● WORK TO DO: Isolate every line in the records below with "page" in it.

● GIVEN RECORDS:
------------

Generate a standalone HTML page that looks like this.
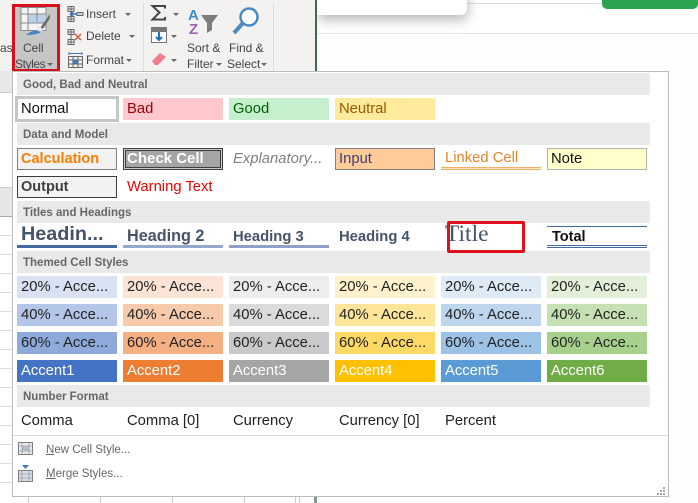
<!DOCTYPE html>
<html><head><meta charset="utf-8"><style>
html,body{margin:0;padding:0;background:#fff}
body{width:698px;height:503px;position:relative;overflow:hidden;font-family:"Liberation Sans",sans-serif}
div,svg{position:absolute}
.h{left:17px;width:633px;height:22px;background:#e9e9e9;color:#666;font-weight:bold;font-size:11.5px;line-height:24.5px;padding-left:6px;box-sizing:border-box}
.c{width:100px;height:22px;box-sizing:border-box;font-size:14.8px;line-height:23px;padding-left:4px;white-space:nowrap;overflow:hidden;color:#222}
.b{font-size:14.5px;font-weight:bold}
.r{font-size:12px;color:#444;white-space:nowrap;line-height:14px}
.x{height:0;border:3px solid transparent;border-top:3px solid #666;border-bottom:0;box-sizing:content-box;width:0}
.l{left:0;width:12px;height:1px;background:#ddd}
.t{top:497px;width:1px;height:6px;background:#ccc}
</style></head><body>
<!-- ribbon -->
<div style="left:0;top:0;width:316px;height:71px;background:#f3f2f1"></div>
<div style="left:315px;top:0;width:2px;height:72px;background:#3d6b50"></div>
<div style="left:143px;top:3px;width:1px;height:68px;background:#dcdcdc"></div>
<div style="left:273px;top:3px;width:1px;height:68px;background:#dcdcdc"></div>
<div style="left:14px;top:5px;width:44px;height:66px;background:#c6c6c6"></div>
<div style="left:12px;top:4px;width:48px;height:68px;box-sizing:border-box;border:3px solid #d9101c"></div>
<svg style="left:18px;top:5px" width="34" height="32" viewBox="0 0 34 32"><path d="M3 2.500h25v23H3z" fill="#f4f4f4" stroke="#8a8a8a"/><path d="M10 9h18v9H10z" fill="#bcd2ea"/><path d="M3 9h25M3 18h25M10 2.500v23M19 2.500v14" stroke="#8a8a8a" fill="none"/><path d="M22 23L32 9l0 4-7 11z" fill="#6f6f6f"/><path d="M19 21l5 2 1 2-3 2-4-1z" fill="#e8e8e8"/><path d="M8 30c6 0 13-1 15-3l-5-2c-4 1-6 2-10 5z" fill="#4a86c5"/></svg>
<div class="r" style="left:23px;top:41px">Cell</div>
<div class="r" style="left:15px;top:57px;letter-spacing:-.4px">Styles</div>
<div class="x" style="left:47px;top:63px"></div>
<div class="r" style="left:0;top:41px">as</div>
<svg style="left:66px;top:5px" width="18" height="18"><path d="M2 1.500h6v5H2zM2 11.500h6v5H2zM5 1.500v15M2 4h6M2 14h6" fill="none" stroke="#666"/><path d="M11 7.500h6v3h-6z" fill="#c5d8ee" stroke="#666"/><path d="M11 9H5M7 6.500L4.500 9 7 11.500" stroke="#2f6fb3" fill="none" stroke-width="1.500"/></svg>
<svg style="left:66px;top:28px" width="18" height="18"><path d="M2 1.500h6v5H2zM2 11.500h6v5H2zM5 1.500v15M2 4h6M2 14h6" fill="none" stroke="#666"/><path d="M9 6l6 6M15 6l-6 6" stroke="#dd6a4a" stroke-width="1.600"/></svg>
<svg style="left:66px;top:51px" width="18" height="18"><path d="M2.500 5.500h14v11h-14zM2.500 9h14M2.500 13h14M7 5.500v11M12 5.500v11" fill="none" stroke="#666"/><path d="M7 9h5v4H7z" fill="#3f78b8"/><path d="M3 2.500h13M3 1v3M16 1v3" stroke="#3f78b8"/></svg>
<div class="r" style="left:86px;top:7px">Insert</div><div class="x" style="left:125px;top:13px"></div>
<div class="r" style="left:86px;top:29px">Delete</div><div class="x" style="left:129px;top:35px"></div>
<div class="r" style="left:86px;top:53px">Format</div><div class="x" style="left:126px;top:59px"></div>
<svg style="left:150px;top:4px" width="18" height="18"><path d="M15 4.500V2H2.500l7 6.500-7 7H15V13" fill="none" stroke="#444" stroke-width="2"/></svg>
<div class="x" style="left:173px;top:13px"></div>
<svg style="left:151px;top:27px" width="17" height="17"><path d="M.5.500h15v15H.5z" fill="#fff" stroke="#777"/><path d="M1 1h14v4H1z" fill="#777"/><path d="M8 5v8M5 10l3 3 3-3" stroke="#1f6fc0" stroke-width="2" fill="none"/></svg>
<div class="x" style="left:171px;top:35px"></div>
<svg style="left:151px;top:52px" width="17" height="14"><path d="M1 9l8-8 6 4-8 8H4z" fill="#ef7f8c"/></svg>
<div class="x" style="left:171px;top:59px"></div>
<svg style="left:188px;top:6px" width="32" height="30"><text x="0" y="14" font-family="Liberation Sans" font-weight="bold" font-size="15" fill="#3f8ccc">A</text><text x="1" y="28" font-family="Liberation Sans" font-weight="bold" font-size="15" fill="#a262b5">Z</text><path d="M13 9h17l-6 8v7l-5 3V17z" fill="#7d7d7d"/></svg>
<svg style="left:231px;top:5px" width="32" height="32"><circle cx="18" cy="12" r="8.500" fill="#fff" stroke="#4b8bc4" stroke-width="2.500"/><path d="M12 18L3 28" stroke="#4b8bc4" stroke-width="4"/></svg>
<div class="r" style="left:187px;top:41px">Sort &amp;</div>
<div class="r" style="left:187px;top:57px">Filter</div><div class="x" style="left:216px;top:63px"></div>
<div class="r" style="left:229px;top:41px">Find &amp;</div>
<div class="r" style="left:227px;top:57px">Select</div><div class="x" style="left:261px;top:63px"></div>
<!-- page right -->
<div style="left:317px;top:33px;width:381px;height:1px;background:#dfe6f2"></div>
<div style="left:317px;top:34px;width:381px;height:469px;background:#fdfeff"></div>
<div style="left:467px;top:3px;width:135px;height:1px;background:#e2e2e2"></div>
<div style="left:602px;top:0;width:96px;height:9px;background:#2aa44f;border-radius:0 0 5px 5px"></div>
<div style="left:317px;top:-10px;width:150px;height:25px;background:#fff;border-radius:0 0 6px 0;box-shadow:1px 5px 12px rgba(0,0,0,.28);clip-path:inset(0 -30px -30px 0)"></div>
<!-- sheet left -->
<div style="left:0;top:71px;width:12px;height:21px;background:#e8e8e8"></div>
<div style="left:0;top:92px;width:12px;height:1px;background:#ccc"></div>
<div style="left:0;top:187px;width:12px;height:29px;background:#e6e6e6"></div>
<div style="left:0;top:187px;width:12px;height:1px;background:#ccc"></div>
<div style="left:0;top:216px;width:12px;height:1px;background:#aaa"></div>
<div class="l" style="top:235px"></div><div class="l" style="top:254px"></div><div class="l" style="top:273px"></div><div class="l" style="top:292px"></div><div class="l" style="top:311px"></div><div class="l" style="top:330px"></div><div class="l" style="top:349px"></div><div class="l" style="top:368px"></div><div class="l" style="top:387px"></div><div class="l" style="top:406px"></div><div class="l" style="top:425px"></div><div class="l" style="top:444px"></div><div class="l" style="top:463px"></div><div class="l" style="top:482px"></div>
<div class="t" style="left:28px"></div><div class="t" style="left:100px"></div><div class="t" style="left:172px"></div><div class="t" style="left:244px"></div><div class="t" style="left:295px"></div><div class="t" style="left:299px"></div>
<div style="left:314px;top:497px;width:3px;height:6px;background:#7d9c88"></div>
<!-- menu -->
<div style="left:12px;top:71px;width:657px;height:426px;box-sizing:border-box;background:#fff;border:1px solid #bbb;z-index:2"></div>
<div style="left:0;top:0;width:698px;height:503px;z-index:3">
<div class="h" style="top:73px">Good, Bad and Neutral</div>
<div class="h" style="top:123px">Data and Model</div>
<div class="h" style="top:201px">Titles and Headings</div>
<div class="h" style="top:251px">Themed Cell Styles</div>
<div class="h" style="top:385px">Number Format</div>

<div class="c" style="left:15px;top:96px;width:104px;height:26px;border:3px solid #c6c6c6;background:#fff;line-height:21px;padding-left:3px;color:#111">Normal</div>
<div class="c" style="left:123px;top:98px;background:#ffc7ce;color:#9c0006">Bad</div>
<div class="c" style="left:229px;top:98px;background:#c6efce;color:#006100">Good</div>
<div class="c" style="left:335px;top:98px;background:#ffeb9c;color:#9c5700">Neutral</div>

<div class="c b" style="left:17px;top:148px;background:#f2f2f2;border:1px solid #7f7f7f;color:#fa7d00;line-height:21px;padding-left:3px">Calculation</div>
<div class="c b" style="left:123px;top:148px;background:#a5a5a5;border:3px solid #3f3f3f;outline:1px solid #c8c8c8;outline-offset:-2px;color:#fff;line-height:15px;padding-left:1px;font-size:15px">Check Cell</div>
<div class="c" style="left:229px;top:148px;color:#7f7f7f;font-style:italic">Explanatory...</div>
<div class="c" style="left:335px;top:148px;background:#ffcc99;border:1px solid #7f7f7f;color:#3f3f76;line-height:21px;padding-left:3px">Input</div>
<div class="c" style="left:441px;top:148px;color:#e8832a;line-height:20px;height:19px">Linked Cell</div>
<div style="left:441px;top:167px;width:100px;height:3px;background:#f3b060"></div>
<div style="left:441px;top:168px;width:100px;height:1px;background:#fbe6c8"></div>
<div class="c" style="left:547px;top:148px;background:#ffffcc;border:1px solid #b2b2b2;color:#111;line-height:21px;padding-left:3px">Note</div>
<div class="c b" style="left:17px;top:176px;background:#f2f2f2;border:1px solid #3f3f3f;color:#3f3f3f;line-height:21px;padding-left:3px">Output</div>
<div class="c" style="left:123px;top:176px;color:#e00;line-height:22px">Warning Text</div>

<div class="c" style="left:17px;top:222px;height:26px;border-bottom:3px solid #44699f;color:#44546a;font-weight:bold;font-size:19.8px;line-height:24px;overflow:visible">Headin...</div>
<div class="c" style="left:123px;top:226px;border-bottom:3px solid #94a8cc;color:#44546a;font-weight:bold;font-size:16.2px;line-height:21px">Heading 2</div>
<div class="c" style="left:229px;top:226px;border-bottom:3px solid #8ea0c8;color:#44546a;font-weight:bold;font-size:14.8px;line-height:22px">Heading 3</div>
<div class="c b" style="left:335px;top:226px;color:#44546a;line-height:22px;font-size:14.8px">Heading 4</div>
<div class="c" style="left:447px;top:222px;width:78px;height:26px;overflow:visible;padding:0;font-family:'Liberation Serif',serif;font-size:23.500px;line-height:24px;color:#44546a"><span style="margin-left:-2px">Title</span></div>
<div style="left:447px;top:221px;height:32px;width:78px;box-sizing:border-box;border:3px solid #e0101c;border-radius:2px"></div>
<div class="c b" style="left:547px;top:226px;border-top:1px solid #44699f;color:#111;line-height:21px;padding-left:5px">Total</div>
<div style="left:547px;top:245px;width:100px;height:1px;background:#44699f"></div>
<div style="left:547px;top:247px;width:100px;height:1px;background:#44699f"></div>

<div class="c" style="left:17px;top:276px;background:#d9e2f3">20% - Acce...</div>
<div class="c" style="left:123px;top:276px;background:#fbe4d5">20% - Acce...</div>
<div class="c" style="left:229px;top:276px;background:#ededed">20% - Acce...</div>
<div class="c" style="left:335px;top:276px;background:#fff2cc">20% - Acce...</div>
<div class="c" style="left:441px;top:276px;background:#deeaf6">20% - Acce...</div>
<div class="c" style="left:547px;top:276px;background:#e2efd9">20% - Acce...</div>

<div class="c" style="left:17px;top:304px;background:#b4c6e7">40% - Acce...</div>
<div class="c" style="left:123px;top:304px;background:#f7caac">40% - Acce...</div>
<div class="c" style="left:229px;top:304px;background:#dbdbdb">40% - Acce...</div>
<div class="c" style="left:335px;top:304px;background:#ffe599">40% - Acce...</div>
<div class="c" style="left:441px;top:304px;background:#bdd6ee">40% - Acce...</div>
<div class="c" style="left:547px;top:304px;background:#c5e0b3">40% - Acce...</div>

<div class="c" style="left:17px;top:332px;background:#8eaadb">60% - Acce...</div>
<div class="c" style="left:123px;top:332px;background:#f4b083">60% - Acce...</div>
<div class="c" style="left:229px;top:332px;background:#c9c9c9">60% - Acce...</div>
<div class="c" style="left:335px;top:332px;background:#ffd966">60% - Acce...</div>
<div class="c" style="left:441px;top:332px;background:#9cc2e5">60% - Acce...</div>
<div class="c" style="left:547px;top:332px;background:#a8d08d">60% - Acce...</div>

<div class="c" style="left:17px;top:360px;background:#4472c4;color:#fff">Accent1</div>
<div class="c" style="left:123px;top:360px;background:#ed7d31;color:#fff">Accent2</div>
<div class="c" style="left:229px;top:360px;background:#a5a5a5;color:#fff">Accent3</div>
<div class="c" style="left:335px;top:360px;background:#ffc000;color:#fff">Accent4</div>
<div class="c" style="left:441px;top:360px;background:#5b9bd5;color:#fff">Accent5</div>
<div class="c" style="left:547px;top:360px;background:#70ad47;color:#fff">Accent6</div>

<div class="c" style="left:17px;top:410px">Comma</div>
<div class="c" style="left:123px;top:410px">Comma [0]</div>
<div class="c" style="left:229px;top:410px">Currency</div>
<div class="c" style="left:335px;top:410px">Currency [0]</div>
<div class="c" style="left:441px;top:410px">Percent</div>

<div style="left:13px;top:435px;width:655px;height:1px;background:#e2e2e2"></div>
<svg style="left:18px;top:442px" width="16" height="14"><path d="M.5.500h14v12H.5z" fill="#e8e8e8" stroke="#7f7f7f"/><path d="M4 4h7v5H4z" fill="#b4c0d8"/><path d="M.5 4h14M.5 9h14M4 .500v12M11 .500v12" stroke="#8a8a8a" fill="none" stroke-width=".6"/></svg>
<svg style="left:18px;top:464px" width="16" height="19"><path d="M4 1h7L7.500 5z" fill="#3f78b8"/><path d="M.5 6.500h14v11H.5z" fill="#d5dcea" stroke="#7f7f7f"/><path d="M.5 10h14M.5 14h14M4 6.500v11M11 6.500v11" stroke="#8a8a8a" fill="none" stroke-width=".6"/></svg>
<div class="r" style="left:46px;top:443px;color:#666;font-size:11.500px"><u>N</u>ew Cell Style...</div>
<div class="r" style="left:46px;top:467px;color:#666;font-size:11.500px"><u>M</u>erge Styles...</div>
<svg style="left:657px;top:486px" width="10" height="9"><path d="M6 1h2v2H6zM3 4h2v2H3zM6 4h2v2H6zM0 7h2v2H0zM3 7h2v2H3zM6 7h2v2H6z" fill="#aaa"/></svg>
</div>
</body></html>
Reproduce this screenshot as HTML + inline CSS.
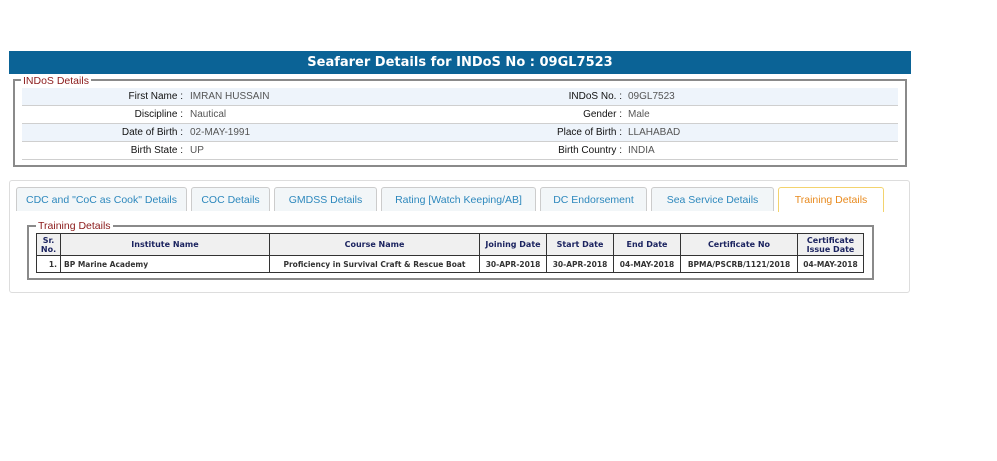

------------

● WRITTEN ANSWER:
Generate a standalone HTML page that looks like this.
<!-- page right -->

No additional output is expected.